• WHAT THE EXERCISE ASKS:
Show all lines holding the string "React".

• GIVEN MATERIAL:

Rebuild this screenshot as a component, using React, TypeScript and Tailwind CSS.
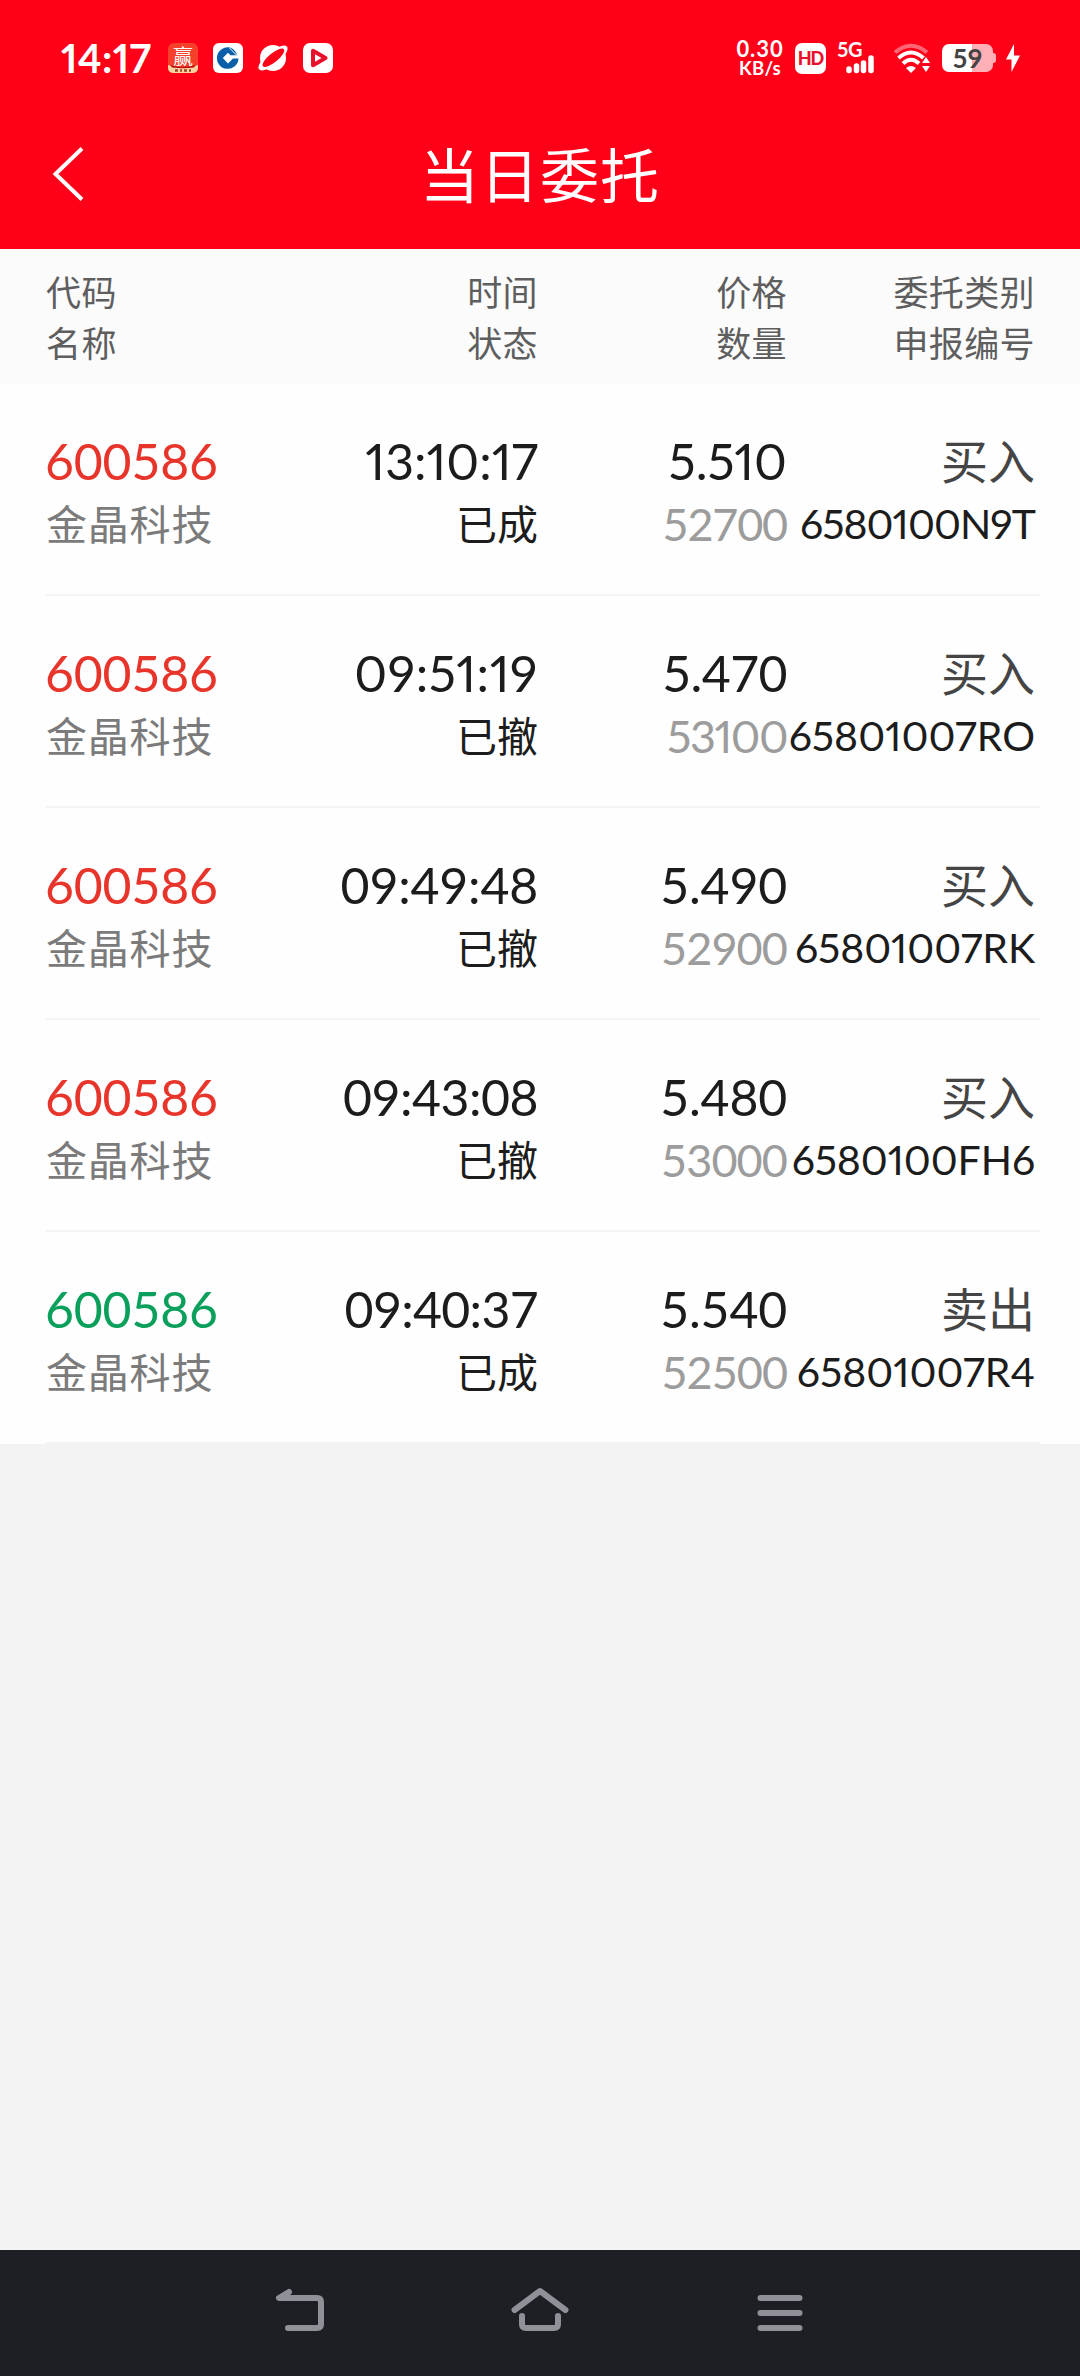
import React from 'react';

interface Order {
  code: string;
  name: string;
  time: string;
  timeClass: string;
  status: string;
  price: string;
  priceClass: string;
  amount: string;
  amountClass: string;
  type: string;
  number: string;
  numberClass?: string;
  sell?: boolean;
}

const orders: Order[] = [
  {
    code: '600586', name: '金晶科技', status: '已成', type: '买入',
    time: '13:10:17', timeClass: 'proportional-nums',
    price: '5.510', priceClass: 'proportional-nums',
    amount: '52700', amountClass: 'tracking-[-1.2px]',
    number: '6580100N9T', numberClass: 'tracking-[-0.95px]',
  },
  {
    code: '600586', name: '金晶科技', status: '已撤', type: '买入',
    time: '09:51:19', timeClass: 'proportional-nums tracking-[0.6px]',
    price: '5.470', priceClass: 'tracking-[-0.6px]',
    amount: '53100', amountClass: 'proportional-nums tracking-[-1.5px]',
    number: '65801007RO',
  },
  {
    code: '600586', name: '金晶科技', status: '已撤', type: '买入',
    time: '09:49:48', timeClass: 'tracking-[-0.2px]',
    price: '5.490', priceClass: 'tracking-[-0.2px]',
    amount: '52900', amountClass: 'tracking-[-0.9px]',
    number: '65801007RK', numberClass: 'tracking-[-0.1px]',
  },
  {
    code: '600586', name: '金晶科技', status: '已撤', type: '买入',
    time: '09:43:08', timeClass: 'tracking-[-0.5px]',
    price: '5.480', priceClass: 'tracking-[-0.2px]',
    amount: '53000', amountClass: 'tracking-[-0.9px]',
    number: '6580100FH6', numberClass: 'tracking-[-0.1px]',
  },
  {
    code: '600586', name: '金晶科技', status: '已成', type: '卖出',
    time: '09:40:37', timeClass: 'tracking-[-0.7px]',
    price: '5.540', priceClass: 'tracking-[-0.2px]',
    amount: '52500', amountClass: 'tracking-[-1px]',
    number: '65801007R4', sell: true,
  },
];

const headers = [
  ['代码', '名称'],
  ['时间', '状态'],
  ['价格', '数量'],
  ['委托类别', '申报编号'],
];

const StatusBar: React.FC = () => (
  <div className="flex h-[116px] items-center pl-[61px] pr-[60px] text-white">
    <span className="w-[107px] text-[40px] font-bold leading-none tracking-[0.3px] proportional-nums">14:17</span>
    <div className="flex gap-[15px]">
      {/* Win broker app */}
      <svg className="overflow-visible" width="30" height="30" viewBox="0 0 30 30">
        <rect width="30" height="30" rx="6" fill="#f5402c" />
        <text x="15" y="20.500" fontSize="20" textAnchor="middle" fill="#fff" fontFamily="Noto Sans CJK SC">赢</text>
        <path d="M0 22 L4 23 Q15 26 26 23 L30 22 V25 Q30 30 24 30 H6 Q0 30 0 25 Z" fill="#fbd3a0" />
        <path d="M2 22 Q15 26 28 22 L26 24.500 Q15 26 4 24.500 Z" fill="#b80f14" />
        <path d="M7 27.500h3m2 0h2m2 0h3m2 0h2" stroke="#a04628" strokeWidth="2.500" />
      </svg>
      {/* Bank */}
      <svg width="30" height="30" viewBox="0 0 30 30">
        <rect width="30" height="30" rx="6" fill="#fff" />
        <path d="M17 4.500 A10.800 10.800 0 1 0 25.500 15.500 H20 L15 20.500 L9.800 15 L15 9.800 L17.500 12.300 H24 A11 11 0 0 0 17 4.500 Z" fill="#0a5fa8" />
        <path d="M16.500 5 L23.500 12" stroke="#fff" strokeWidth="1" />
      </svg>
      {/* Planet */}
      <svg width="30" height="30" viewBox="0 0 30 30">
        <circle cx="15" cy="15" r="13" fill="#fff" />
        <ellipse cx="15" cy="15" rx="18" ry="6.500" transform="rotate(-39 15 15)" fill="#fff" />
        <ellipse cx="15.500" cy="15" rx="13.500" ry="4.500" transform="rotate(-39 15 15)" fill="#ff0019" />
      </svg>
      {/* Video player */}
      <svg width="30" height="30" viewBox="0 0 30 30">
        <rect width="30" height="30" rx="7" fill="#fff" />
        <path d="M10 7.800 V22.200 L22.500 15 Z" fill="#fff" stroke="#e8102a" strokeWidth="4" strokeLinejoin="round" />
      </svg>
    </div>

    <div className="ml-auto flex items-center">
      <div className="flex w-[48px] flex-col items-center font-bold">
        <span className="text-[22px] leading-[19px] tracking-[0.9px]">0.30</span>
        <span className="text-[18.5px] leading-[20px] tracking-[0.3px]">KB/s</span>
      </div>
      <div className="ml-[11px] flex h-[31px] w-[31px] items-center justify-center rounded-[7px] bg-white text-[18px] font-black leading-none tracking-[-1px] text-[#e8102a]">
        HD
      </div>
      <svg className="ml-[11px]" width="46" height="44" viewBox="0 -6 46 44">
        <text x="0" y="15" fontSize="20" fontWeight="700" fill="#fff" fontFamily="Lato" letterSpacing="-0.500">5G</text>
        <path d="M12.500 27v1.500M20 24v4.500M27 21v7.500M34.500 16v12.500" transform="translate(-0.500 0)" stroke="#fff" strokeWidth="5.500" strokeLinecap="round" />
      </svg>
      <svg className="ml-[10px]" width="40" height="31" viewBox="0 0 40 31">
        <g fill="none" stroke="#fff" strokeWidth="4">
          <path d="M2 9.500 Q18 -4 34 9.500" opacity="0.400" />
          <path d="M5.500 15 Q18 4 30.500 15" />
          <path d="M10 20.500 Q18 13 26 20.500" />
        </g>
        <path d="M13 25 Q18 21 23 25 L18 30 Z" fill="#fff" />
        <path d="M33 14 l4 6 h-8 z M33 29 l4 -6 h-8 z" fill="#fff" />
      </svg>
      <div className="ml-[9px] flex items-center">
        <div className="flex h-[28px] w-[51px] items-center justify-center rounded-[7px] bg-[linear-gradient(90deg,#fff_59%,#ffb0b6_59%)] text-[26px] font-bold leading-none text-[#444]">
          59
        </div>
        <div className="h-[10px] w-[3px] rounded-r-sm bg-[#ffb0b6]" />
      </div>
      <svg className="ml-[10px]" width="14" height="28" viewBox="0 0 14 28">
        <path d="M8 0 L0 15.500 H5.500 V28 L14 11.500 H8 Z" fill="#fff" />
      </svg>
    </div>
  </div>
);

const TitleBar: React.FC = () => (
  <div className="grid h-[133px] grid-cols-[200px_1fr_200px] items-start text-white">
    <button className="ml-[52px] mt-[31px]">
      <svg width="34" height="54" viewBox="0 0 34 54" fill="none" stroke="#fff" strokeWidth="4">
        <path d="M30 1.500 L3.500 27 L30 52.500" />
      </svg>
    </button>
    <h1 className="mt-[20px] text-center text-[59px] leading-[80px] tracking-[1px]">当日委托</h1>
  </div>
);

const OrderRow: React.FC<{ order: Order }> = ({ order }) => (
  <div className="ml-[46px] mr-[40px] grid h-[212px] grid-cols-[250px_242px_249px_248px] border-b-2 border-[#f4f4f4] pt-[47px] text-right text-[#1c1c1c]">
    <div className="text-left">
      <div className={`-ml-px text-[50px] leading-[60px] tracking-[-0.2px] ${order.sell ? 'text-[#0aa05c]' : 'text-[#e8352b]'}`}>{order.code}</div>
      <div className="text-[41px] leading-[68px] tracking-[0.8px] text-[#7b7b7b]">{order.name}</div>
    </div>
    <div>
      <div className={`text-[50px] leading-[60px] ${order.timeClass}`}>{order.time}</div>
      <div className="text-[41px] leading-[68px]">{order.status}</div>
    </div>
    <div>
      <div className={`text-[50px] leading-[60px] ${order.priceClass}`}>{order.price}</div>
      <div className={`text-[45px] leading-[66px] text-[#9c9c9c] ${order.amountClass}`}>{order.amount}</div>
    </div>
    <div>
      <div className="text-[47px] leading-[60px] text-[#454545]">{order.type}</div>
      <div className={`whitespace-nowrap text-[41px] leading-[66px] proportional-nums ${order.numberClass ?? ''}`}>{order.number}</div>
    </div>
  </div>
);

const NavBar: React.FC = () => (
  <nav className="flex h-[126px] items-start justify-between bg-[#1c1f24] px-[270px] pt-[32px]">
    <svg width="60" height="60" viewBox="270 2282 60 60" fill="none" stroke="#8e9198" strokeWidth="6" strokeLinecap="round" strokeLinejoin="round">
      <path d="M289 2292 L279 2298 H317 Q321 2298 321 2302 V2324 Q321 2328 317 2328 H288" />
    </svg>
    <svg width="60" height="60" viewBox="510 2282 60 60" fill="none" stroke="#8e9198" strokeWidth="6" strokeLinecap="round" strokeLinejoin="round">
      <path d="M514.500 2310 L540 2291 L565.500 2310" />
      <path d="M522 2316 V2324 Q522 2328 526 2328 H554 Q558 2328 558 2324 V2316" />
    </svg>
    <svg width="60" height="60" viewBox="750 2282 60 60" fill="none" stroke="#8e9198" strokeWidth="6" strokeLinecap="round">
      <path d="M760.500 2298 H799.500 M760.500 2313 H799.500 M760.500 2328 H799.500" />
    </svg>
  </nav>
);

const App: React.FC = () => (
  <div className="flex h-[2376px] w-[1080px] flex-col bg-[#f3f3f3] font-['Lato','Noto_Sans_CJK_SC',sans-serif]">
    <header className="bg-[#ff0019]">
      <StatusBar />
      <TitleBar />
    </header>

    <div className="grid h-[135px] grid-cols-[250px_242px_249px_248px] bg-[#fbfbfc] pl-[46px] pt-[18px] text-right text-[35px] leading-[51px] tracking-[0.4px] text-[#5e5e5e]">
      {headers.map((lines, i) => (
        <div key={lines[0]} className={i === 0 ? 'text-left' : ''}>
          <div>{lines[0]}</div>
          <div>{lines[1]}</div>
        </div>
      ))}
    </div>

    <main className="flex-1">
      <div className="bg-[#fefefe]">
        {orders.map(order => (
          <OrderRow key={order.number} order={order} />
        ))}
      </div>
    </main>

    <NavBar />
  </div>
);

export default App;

• FINAL RESULT:
Rebuild this screenshot as a component, using React, TypeScript and Tailwind CSS.
import React from 'react';
const StatusBar: React.FC = () => (
const TitleBar: React.FC = () => (
const OrderRow: React.FC<{ order: Order }> = ({ order }) => (
const NavBar: React.FC = () => (
const App: React.FC = () => (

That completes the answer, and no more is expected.